- COLLECTED DATA:
* begin *
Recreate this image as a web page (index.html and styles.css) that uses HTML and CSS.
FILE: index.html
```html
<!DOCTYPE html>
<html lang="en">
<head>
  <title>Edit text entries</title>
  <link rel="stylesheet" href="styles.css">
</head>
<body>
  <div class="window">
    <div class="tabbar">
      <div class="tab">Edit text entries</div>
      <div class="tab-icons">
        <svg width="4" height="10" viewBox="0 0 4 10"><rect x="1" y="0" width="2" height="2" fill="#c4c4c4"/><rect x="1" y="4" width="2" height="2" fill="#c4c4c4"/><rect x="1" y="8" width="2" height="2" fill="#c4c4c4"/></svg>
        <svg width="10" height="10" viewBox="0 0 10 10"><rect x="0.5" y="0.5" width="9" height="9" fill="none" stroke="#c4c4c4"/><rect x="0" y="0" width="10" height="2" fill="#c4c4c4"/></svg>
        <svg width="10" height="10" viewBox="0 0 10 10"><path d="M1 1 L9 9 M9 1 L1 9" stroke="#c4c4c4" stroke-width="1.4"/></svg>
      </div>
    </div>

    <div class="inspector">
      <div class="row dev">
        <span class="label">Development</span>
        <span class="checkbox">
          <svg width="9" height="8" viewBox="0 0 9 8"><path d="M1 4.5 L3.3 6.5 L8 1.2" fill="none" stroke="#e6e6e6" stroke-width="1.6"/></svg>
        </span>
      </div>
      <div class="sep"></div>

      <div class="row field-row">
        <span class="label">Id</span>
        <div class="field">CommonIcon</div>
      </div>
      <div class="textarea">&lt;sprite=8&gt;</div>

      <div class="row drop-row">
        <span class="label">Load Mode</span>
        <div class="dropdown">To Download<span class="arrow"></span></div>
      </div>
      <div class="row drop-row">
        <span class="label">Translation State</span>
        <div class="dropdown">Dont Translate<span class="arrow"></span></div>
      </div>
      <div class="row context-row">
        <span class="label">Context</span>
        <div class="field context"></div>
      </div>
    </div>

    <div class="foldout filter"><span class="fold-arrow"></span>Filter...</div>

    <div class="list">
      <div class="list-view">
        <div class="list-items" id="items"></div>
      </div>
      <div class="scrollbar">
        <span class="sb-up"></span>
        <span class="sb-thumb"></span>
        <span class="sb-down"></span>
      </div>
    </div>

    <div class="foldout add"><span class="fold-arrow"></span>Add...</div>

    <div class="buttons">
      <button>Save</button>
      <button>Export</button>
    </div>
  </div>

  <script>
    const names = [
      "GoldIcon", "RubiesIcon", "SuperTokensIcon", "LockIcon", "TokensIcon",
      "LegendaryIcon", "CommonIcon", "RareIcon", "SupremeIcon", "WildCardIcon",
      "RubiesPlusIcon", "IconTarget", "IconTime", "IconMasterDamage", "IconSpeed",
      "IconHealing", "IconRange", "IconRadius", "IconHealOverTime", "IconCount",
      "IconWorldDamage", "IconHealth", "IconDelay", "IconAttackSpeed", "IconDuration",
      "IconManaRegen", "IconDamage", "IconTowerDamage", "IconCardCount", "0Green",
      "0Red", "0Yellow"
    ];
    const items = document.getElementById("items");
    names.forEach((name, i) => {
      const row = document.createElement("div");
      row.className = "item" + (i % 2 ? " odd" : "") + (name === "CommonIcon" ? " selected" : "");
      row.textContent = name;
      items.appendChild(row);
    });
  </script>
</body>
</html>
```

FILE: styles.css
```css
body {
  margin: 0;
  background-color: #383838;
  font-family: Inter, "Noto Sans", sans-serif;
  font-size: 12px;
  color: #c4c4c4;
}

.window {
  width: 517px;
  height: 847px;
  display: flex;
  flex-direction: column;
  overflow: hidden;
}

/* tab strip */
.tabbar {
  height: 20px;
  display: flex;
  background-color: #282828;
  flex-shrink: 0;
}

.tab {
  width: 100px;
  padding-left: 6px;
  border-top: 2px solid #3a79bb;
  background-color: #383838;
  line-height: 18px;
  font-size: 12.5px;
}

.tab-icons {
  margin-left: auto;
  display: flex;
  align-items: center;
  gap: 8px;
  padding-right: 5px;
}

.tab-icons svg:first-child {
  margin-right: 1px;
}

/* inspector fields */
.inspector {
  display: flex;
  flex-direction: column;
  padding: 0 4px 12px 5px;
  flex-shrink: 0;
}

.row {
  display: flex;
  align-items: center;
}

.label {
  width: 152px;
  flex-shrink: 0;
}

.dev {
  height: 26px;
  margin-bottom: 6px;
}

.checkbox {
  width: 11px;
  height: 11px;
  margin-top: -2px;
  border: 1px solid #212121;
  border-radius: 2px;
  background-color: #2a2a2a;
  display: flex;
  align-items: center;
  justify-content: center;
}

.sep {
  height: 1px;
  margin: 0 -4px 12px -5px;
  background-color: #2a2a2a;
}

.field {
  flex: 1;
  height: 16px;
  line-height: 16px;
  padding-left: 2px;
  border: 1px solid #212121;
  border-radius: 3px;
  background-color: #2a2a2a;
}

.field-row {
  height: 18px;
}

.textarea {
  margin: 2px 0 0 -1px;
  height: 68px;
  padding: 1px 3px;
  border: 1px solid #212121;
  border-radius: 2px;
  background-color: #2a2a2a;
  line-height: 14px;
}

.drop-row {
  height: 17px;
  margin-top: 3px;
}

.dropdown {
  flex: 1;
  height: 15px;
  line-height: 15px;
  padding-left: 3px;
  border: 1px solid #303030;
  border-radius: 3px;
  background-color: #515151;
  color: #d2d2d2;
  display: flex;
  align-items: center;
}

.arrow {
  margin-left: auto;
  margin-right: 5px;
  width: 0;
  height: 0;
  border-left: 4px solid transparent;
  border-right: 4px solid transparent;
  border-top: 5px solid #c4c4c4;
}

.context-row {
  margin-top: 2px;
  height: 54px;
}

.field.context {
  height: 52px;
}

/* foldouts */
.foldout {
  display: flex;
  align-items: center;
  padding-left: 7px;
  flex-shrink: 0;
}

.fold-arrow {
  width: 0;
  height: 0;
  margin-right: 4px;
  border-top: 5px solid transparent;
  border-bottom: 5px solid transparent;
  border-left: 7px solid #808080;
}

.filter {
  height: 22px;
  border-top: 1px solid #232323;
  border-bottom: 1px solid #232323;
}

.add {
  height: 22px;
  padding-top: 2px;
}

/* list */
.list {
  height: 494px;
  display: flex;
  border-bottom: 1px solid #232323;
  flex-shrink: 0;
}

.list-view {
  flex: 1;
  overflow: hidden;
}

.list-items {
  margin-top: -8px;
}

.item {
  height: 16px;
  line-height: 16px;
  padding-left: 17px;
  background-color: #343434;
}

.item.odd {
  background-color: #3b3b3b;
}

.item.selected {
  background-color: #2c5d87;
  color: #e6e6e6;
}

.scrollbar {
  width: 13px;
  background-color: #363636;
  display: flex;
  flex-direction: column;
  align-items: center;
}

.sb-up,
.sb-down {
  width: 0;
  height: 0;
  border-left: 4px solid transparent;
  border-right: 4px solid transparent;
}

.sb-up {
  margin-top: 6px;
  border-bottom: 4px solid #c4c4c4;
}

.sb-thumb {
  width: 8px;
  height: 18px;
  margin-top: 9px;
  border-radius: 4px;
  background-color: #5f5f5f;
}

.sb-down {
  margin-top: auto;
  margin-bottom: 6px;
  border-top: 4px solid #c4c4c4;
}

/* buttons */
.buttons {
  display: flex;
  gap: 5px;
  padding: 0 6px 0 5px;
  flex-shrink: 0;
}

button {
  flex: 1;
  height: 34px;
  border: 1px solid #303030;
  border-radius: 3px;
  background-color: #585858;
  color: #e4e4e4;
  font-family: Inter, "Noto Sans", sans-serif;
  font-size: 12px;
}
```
* end *
- GIVEN EXERCISE: Copy down the material exactly as written.

- COMPLETED TASK:
Recreate this image as a web page (index.html and styles.css) that uses HTML and CSS.
FILE: index.html
```html
<!DOCTYPE html>
<html lang="en">
<head>
  <title>Edit text entries</title>
  <link rel="stylesheet" href="styles.css">
</head>
<body>
  <div class="window">
    <div class="tabbar">
      <div class="tab">Edit text entries</div>
      <div class="tab-icons">
        <svg width="4" height="10" viewBox="0 0 4 10"><rect x="1" y="0" width="2" height="2" fill="#c4c4c4"/><rect x="1" y="4" width="2" height="2" fill="#c4c4c4"/><rect x="1" y="8" width="2" height="2" fill="#c4c4c4"/></svg>
        <svg width="10" height="10" viewBox="0 0 10 10"><rect x="0.5" y="0.5" width="9" height="9" fill="none" stroke="#c4c4c4"/><rect x="0" y="0" width="10" height="2" fill="#c4c4c4"/></svg>
        <svg width="10" height="10" viewBox="0 0 10 10"><path d="M1 1 L9 9 M9 1 L1 9" stroke="#c4c4c4" stroke-width="1.4"/></svg>
      </div>
    </div>

    <div class="inspector">
      <div class="row dev">
        <span class="label">Development</span>
        <span class="checkbox">
          <svg width="9" height="8" viewBox="0 0 9 8"><path d="M1 4.5 L3.3 6.5 L8 1.2" fill="none" stroke="#e6e6e6" stroke-width="1.6"/></svg>
        </span>
      </div>
      <div class="sep"></div>

      <div class="row field-row">
        <span class="label">Id</span>
        <div class="field">CommonIcon</div>
      </div>
      <div class="textarea">&lt;sprite=8&gt;</div>

      <div class="row drop-row">
        <span class="label">Load Mode</span>
        <div class="dropdown">To Download<span class="arrow"></span></div>
      </div>
      <div class="row drop-row">
        <span class="label">Translation State</span>
        <div class="dropdown">Dont Translate<span class="arrow"></span></div>
      </div>
      <div class="row context-row">
        <span class="label">Context</span>
        <div class="field context"></div>
      </div>
    </div>

    <div class="foldout filter"><span class="fold-arrow"></span>Filter...</div>

    <div class="list">
      <div class="list-view">
        <div class="list-items" id="items"></div>
      </div>
      <div class="scrollbar">
        <span class="sb-up"></span>
        <span class="sb-thumb"></span>
        <span class="sb-down"></span>
      </div>
    </div>

    <div class="foldout add"><span class="fold-arrow"></span>Add...</div>

    <div class="buttons">
      <button>Save</button>
      <button>Export</button>
    </div>
  </div>

  <script>
    const names = [
      "GoldIcon", "RubiesIcon", "SuperTokensIcon", "LockIcon", "TokensIcon",
      "LegendaryIcon", "CommonIcon", "RareIcon", "SupremeIcon", "WildCardIcon",
      "RubiesPlusIcon", "IconTarget", "IconTime", "IconMasterDamage", "IconSpeed",
      "IconHealing", "IconRange", "IconRadius", "IconHealOverTime", "IconCount",
      "IconWorldDamage", "IconHealth", "IconDelay", "IconAttackSpeed", "IconDuration",
      "IconManaRegen", "IconDamage", "IconTowerDamage", "IconCardCount", "0Green",
      "0Red", "0Yellow"
    ];
    const items = document.getElementById("items");
    names.forEach((name, i) => {
      const row = document.createElement("div");
      row.className = "item" + (i % 2 ? " odd" : "") + (name === "CommonIcon" ? " selected" : "");
      row.textContent = name;
      items.appendChild(row);
    });
  </script>
</body>
</html>
```

FILE: styles.css
```css
body {
  margin: 0;
  background-color: #383838;
  font-family: Inter, "Noto Sans", sans-serif;
  font-size: 12px;
  color: #c4c4c4;
}

.window {
  width: 517px;
  height: 847px;
  display: flex;
  flex-direction: column;
  overflow: hidden;
}

/* tab strip */
.tabbar {
  height: 20px;
  display: flex;
  background-color: #282828;
  flex-shrink: 0;
}

.tab {
  width: 100px;
  padding-left: 6px;
  border-top: 2px solid #3a79bb;
  background-color: #383838;
  line-height: 18px;
  font-size: 12.5px;
}

.tab-icons {
  margin-left: auto;
  display: flex;
  align-items: center;
  gap: 8px;
  padding-right: 5px;
}

.tab-icons svg:first-child {
  margin-right: 1px;
}

/* inspector fields */
.inspector {
  display: flex;
  flex-direction: column;
  padding: 0 4px 12px 5px;
  flex-shrink: 0;
}

.row {
  display: flex;
  align-items: center;
}

.label {
  width: 152px;
  flex-shrink: 0;
}

.dev {
  height: 26px;
  margin-bottom: 6px;
}

.checkbox {
  width: 11px;
  height: 11px;
  margin-top: -2px;
  border: 1px solid #212121;
  border-radius: 2px;
  background-color: #2a2a2a;
  display: flex;
  align-items: center;
  justify-content: center;
}

.sep {
  height: 1px;
  margin: 0 -4px 12px -5px;
  background-color: #2a2a2a;
}

.field {
  flex: 1;
  height: 16px;
  line-height: 16px;
  padding-left: 2px;
  border: 1px solid #212121;
  border-radius: 3px;
  background-color: #2a2a2a;
}

.field-row {
  height: 18px;
}

.textarea {
  margin: 2px 0 0 -1px;
  height: 68px;
  padding: 1px 3px;
  border: 1px solid #212121;
  border-radius: 2px;
  background-color: #2a2a2a;
  line-height: 14px;
}

.drop-row {
  height: 17px;
  margin-top: 3px;
}

.dropdown {
  flex: 1;
  height: 15px;
  line-height: 15px;
  padding-left: 3px;
  border: 1px solid #303030;
  border-radius: 3px;
  background-color: #515151;
  color: #d2d2d2;
  display: flex;
  align-items: center;
}

.arrow {
  margin-left: auto;
  margin-right: 5px;
  width: 0;
  height: 0;
  border-left: 4px solid transparent;
  border-right: 4px solid transparent;
  border-top: 5px solid #c4c4c4;
}

.context-row {
  margin-top: 2px;
  height: 54px;
}

.field.context {
  height: 52px;
}

/* foldouts */
.foldout {
  display: flex;
  align-items: center;
  padding-left: 7px;
  flex-shrink: 0;
}

.fold-arrow {
  width: 0;
  height: 0;
  margin-right: 4px;
  border-top: 5px solid transparent;
  border-bottom: 5px solid transparent;
  border-left: 7px solid #808080;
}

.filter {
  height: 22px;
  border-top: 1px solid #232323;
  border-bottom: 1px solid #232323;
}

.add {
  height: 22px;
  padding-top: 2px;
}

/* list */
.list {
  height: 494px;
  display: flex;
  border-bottom: 1px solid #232323;
  flex-shrink: 0;
}

.list-view {
  flex: 1;
  overflow: hidden;
}

.list-items {
  margin-top: -8px;
}

.item {
  height: 16px;
  line-height: 16px;
  padding-left: 17px;
  background-color: #343434;
}

.item.odd {
  background-color: #3b3b3b;
}

.item.selected {
  background-color: #2c5d87;
  color: #e6e6e6;
}

.scrollbar {
  width: 13px;
  background-color: #363636;
  display: flex;
  flex-direction: column;
  align-items: center;
}

.sb-up,
.sb-down {
  width: 0;
  height: 0;
  border-left: 4px solid transparent;
  border-right: 4px solid transparent;
}

.sb-up {
  margin-top: 6px;
  border-bottom: 4px solid #c4c4c4;
}

.sb-thumb {
  width: 8px;
  height: 18px;
  margin-top: 9px;
  border-radius: 4px;
  background-color: #5f5f5f;
}

.sb-down {
  margin-top: auto;
  margin-bottom: 6px;
  border-top: 4px solid #c4c4c4;
}

/* buttons */
.buttons {
  display: flex;
  gap: 5px;
  padding: 0 6px 0 5px;
  flex-shrink: 0;
}

button {
  flex: 1;
  height: 34px;
  border: 1px solid #303030;
  border-radius: 3px;
  background-color: #585858;
  color: #e4e4e4;
  font-family: Inter, "Noto Sans", sans-serif;
  font-size: 12px;
}
```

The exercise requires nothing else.